I found my answer from the legendary surgeon Wu Mengchao. When he conducted surgeries that nobody else dared to perform, people asked him whether he was afraid of making mistakes and ruining his reputation. He replied, his patients are more important than his reputation. Instead of running from the fact that there could be accidents, he chose to stand by his patients.
"To cure sometimes, to relieve often, to comfort always." This is the epitaph of the American doctor Trudeau, which later became an instruction to medical workers worldwide. Our job is to treat the patients with our best effort, but sometimes, we have to recognize our limitations — time, money, technology, or just sheer luck. So our ideal is never to cure every patient; it is to comfort every patient — not operating on them, but operating for them.
In medical school we were introduced to the concept of clinical reality, which is our interaction with the patients. It's about convincing the patients to trust us, knowing when to lie, and answering the question of "why me". It's about having compassion, and giving the patients the hope to live longer and better.
During the coronavirus outbreak, the 27-year-old doctor Liu Kai took five minutes in the almost wartime routine to watch the sunset with a critically ill patient, and gave him the hope to struggle for survival. After a brutal attack from a patient, Tao Yong, the ophthalmology expert, chose to return to his job as soon as he recovered, because his patients were waiting for him to restore their sight, to share hope. My father, a surgeon in orthopaedics, once performed a surgery on femur intertrochanter, somewhere on the hip. He needed to put a nail inside to connect the fractured parts. It was supposed to be a common practice, but that day the situation became complicated. The nail couldn't be properly positioned, and the failed attempts partially shattered the bone. Though a little desperate, my father didn't lose hope, because intuitively he knew that he hadn’t tried everything yet. So he adopted an unusual alternative with a locking plate, and within ten minutes he wrapped up the surgery. Three months later, the patient could run and jump like nothing had ever happened.

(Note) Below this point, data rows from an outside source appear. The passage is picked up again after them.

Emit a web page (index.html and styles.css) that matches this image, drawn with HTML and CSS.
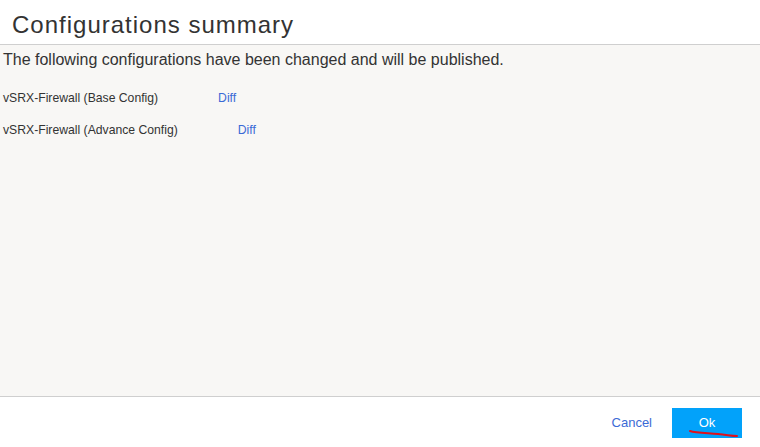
FILE: index.html
```html
<!DOCTYPE html>
<html>
<head>
<meta charset="utf-8">
<link rel="stylesheet" href="styles.css">
</head>
<body>
<div class="dialog">
  <header class="head"><h1 class="title">Configurations summary</h1></header>
  <main class="content">
    <p class="intro">The following configurations have been changed and will be published.</p>
    <div class="row"><span class="name">vSRX-Firewall (Base Config)</span><a class="diff">Diff</a></div>
    <div class="row"><span class="name">vSRX-Firewall (Advance Config)</span><a class="diff">Diff</a></div>
  </main>
  <footer class="foot">
    <button class="btn cancel">Cancel</button>
    <button class="btn ok">Ok<svg class="scribble" width="52" height="12" viewBox="0 0 52 12"><path d="M2 3 C8 5, 20 5, 30 6 S44 8, 49 8" stroke="#e0101a" stroke-width="2" fill="none" stroke-linecap="round"/></svg></button>
  </footer>
</div>
</body>
</html>
```
FILE: styles.css
```css
html, body { margin: 0; padding: 0; }
body { font-family: "Liberation Sans", Arial, sans-serif; color: #333; background: #fff; }
.dialog { width: 760px; height: 447px; display: flex; flex-direction: column; }
.head { height: 45px; border-bottom: 1px solid #cfcfcf; background: #fff; box-sizing: border-box; display: flex; align-items: center; padding-left: 12px; }
.title { margin: 0; font-weight: normal; font-size: 24px; color: #333; letter-spacing: 1px; padding-top: 6px; }
.content { flex: 1; background: #f8f7f5; padding: 5px 3px 0; border-bottom: 1px solid #cfcfcf; }
.intro { margin: 0 0 22px; font-size: 16px; line-height: 19px; color: #333; }
.row { font-size: 12.2px; line-height: 14px; margin-bottom: 18px; color: #333; }
.diff { color: #3b6ad6; margin-left: 60px; cursor: pointer; }
.foot { height: 50px; display: flex; justify-content: flex-end; align-items: center; padding-right: 18px; gap: 20px; background: #fff; }
.btn { font-family: "Liberation Sans", Arial, sans-serif; font-size: 13px; border: none; cursor: pointer; }
.cancel { background: none; color: #3b6ad6; padding: 0; margin-top: 1px; }
.ok { position: relative; background: #02a2fa; color: #fff; width: 70px; height: 30px; margin-top: 1px; }
.scribble { position: absolute; left: 16px; top: 20px; }
```
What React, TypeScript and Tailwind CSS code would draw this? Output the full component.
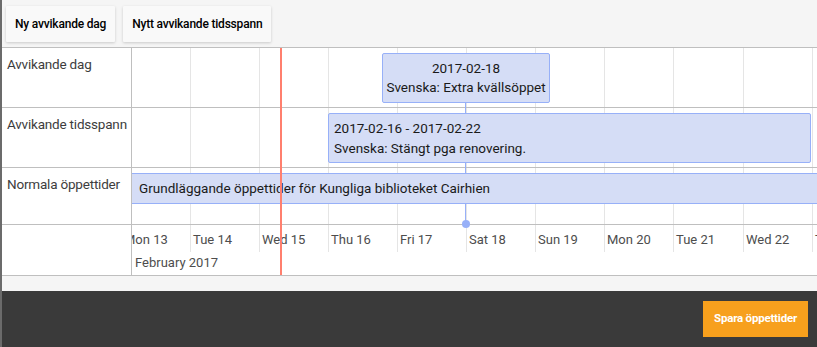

At moments like those, hope defined the mission of doctors. Every day this same ideal gives us a clear vision, empowering us to work long hours in the wards, to practice handling the scalpel and tying the knots, and most importantly, to have hope, and to give hope.
In his TED talk, Paul Fedak, the expert cardiac surgeon, shared his journey to mastery. He said, mastery is about how we fight, compassion is about why we fight. And the heart of the patient is the reason for the fight.